Let's use Frank's words to both describe how this works, and to appropriately describe the S.O.B.s on whom we'll be using this (emphasis mine):
'Anyone who’s played MP on Xbox Live knows the following is true: Teenagers, plus anonymity, plus microphone = idiot.... The "A-Hole Button" in Halo 3 lets you exact instant, silent vengeance. These kind of vocal buttmunches, as it turns out, are exactly as fun to play against as normal people, as long as you can’t hear them. So now, you simply press a button (back button, for the moment anyway) and up comes the score list with everyone’s tag on it.

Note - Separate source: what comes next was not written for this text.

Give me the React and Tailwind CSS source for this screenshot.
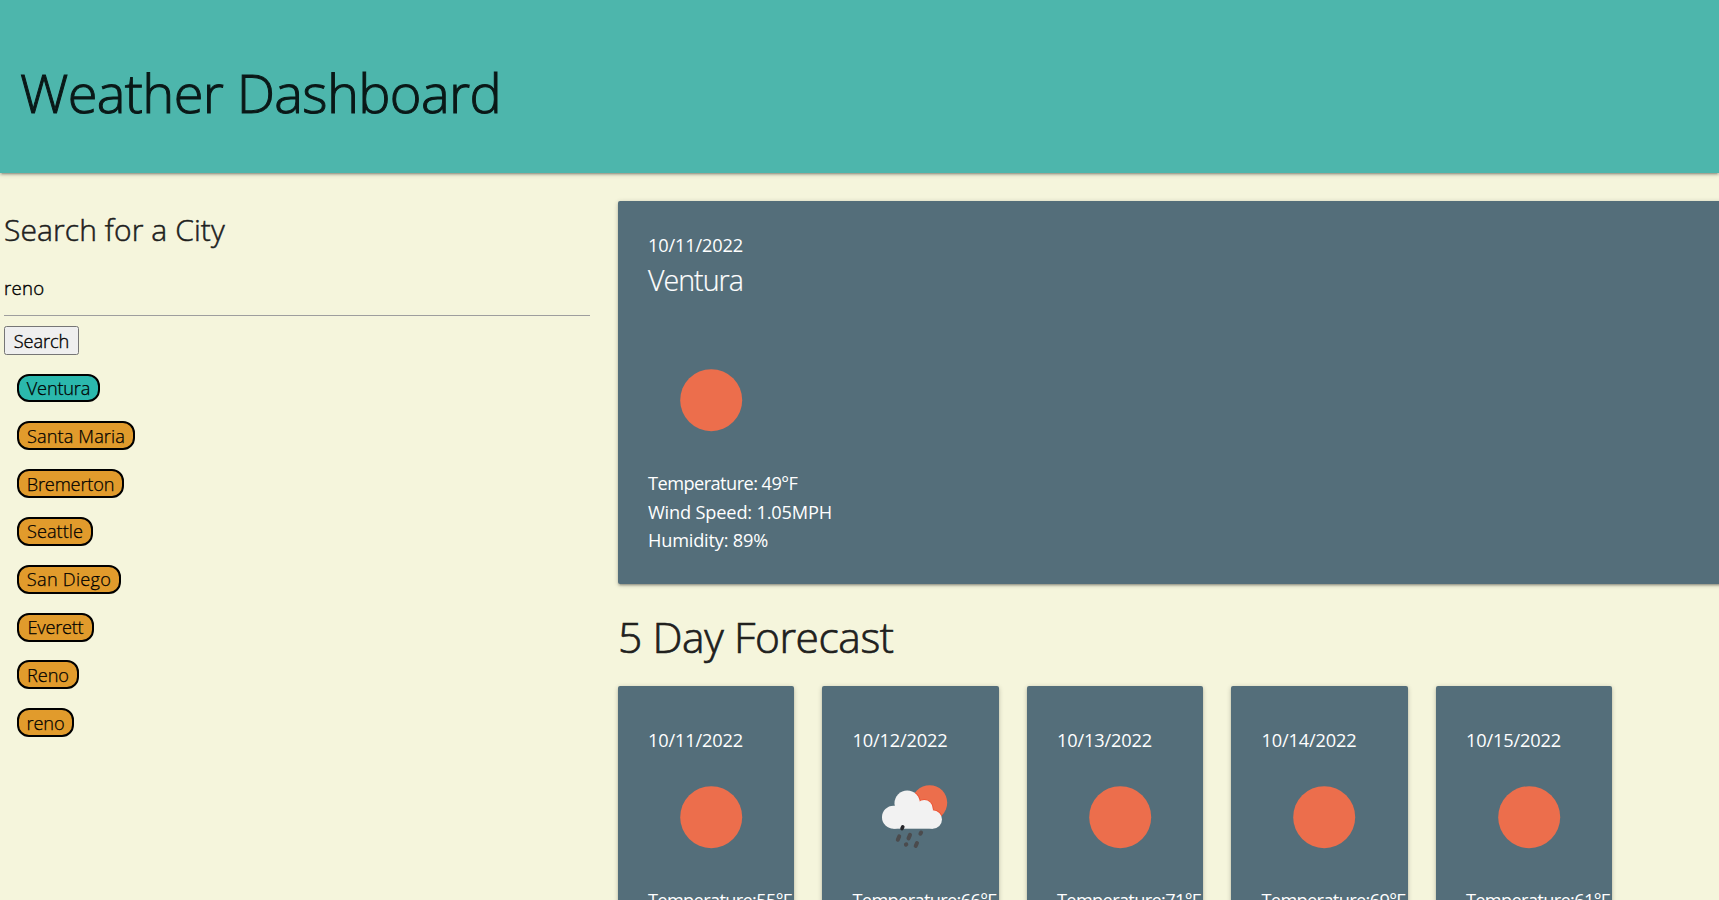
const CITIES = [
  { name: "Ventura", style: "w-[83px] bg-[#2bb8ad] tracking-[-0.2px]" },
  { name: "Santa Maria", style: "w-[118px] bg-[#e19b2c] tracking-[0.1px]" },
  { name: "Bremerton", style: "w-[107px] bg-[#e19b2c] tracking-[-0.15px]" },
  { name: "Seattle", style: "w-[76px] bg-[#e19b2c] tracking-[0px]" },
  { name: "San Diego", style: "w-[104px] bg-[#e19b2c] tracking-[0.25px]" },
  { name: "Everett", style: "w-[77px] bg-[#e19b2c] tracking-[-0.25px]" },
  { name: "Reno", style: "w-[62px] bg-[#e19b2c] tracking-[-0.1px]" },
  { name: "reno", style: "w-[57px] bg-[#e19b2c] tracking-[-0.1px]" },
];

const FORECAST = [
  { date: "10/11/2022", temp: 55 },
  { date: "10/12/2022", temp: 66, rain: true },
  { date: "10/13/2022", temp: 71 },
  { date: "10/14/2022", temp: 69 },
  { date: "10/15/2022", temp: 61 },
];

const CARD =
  "rounded-[2px] bg-[#546e7a] text-white text-[18.2px] leading-[28.6px] shadow-[0_2px_2px_0_rgba(0,0,0,0.14),0_3px_1px_-2px_rgba(0,0,0,0.12),0_1px_5px_0_rgba(0,0,0,0.2)]";

function SunIcon() {
  return (
    <svg className="block size-[126px]" viewBox="0 0 126 126">
      <circle cx="63.2" cy="63.2" r="31" fill="#ec6e4c" />
    </svg>
  );
}

function RainIcon() {
  const cloud = (
    <>
      <circle cx="72.3" cy="54.5" r="8.4" />
      <circle cx="80.8" cy="65.5" r="9.2" />
      <circle cx="55.2" cy="49.2" r="12.7" />
    </>
  );
  return (
    <svg className="block size-[126px]" viewBox="0 0 126 126">
      <defs>
        <clipPath id="sun-disc">
          <circle cx="77.6" cy="48.8" r="17.6" />
        </clipPath>
      </defs>
      <circle cx="77.6" cy="48.8" r="17.6" fill="#ec6e4c" />
      <g clipPath="url(#sun-disc)" fill="none" stroke="#ee5030" strokeWidth="1.8">
        {cloud}
      </g>
      <g fill="#f2f2f2">
        {cloud}
        <circle cx="41.5" cy="63.2" r="11.5" />
        <rect x="41.5" y="55" width="39.3" height="19.7" />
      </g>
      <g stroke="#4b4b4d" strokeWidth="4" strokeLinecap="round">
        <path d="M50.8 72.8L50 74.6" stroke="#26262a" strokeWidth="3.6" />
        <path d="M47.2 82.4L45.8 85.8M58 80.9L56.5 84.4M69.1 78.5L68.4 79.7M53.9 90.6L54.3 90.4M65 89L63.7 92" />
      </g>
    </svg>
  );
}

export default function App() {
  return (
    <div className="flex h-[900px] w-full flex-col overflow-hidden bg-[#f5f5dc] font-['Open_Sans','Noto_Sans',sans-serif] text-black">
      <header className="h-[173px] shrink-0 bg-[#4db6ac] pt-[55px] pl-[20px] shadow-[0_2px_2px_0_rgba(0,0,0,0.14),0_3px_1px_-2px_rgba(0,0,0,0.12),0_1px_5px_0_rgba(0,0,0,0.2)]">
        <h1 className="text-[54.2px] leading-[74px] font-light tracking-[-0.65px] whitespace-nowrap text-[#0a1817] [-webkit-text-stroke:1px_#0a1817]">
          Weather Dashboard
        </h1>
      </header>

      <main className="flex min-h-0 flex-1">
        <aside className="w-[618px] shrink-0 pr-[28px] pl-[4px]">
          <h2 className="pt-[36px] text-[30px] leading-[42px] font-light tracking-[0.1px] text-[#20201d] [-webkit-text-stroke:0.5px_#20201d]">
            Search for a City
          </h2>
          <input
            type="text"
            defaultValue="reno"
            className="mt-[7px] block h-[58px] w-full border-b border-[#9e9e9e] bg-transparent pt-[2px] text-[18.6px] font-light tracking-[0.25px] outline-none [-webkit-text-stroke:0.4px_black]"
          />
          <button className="mt-[10px] flex h-[29px] w-[75px] items-center justify-center rounded-[2.5px] border border-[#767676] bg-[#efefef] pt-[2px] text-[18.2px] leading-none font-light tracking-[-0.1px] [-webkit-text-stroke:0.35px_black]">
            Search
          </button>
          <ul className="mt-[18.5px] ml-[13px] flex flex-col gap-[18.95px]">
            {CITIES.map((c) => (
              <li key={c.name} className="flex h-[28.9px]">
                <button
                  className={`flex h-full items-center justify-center rounded-[12px] border-2 border-black text-[18.2px] leading-none font-light whitespace-nowrap [-webkit-text-stroke:0.25px_black] ${c.style}`}
                >
                  {c.name}
                </button>
              </li>
            ))}
          </ul>
        </aside>

        <section className="w-[1140px] shrink-0 pt-[28px]">
          <article className={`h-[383px] px-[30px] pt-[29.6px] ${CARD}`}>
            <p className="tracking-[-0.15px]">10/11/2022</p>
            <h3 className="pt-px text-[28.6px] leading-[40px] font-light tracking-[-1px] [-webkit-text-stroke:0.2px_white]">
              Ventura
            </h3>
            <div className="pt-[37.2px] pb-[5.6px]">
              <SunIcon />
            </div>
            <p className="tracking-[-0.55px]">Temperature: 49°F</p>
            <p className="tracking-[-0.17px]">Wind Speed: 1.05MPH</p>
            <p className="tracking-[-0.2px]">Humidity: 89%</p>
          </article>

          <h2 className="pt-[23px] text-[42.5px] leading-[60px] font-light tracking-[-0.4px] text-[#20201d] [-webkit-text-stroke:0.7px_#20201d]">
            5 Day Forecast
          </h2>

          <div className="mt-[19px] flex gap-[28.1px]">
            {FORECAST.map((day) => (
              <article key={day.date} className={`h-[320px] w-[176.4px] pt-[39.6px] pl-[30px] ${CARD}`}>
                <p className="tracking-[-0.15px]">{day.date}</p>
                {day.rain ? <RainIcon /> : <SunIcon />}
                <p className="mt-[5.6px] tracking-[-0.65px] whitespace-nowrap">Temperature:{day.temp}°F</p>
              </article>
            ))}
          </div>
        </section>
      </main>
    </div>
  );
}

The right stick lets you highlight the miscreant and you can then instantly mute them for the rest of the game. These morons continue smacktalking anyway because they can’t help themselves, but if you don’t have to listen to it, you can simply enjoy killing them over and over again, knowing that as their Ritalin wears off and their frustration builds, it’s less and less fun for them.....Any muted player you have selected in your Xbox Live account overrides Halo 3’s new system, but that should actually enhance the choice of maroons you’re editing out of your gameplay. Best of all, it means fewer wasted or frustrating gameplay sessions. We’re doing our best to come up with lots of smart solutions for stuff like this, but honestly, we can’t be parents to some of these poltroons. We’re much more concerned with giving you guys the tools you need to silence them.'Nice. If you're like me and spent any time on Halo 2, the chatter from some of the random match-ups on Live make you seriously question how these folks are going to survive in society. Unfortunately, it's not just limited to teenagers.
I enjoy the thought of these societal turds yabbering off into the ether, with me none the wiser.
So bless, you, Bungie.
Speaking of "bless, you, Bungie", check out the pict of Alta pimping the new "I *heart* [Master Chief/Cortana]" T-shirts. For whatever reason, one of the sexier things out there.